The exercise: Return each line of the listing that contains the string "React".

Data extract:

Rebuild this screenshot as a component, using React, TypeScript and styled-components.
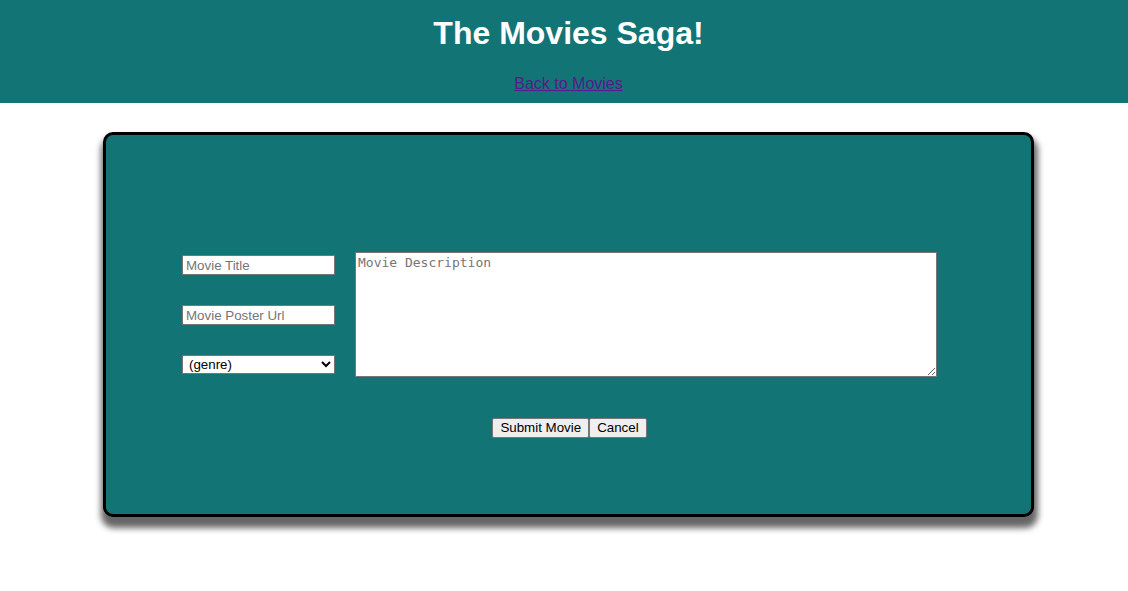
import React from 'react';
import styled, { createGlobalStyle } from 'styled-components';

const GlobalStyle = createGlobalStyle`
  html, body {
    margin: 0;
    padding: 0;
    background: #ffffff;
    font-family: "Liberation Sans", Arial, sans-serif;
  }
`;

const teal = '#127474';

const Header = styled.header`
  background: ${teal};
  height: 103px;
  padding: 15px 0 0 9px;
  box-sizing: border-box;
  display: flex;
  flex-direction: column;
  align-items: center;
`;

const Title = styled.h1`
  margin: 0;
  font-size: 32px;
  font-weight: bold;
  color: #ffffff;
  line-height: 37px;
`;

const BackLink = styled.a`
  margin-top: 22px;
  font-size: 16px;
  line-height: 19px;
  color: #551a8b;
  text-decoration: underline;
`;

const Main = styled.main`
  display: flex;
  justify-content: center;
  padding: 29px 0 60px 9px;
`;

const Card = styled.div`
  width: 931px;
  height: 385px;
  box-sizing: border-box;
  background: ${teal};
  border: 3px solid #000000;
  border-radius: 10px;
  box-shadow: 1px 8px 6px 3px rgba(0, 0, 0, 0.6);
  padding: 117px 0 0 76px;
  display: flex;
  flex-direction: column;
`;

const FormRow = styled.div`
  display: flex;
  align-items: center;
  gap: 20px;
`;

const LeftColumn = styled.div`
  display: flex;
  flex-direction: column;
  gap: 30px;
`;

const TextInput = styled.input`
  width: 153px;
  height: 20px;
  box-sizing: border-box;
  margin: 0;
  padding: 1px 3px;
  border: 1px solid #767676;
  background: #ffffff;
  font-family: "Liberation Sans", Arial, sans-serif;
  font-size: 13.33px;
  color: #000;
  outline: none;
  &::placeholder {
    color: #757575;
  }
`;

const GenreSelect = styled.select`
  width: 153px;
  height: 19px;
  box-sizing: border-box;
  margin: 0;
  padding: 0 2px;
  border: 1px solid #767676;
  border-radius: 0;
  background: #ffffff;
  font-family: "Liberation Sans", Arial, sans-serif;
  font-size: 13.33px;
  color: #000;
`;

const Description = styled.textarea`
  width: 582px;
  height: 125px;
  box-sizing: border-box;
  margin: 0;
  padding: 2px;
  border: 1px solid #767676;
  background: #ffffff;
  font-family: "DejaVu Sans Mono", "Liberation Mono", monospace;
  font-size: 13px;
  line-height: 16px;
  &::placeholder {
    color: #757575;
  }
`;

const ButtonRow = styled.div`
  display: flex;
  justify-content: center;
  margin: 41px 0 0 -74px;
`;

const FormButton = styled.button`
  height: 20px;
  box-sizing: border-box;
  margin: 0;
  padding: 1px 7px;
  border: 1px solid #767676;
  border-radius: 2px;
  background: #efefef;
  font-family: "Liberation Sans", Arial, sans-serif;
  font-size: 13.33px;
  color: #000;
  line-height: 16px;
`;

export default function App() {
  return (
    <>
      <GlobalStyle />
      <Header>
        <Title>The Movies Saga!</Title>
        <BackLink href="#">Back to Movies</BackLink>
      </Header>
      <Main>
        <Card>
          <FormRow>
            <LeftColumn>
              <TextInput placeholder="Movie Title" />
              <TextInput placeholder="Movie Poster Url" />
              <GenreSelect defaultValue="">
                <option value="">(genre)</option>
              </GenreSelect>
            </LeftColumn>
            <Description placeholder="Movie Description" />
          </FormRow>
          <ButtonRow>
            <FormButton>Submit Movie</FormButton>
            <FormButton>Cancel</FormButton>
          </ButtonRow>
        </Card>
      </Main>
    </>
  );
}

Exercise response:
Rebuild this screenshot as a component, using React, TypeScript and styled-components.
import React from 'react';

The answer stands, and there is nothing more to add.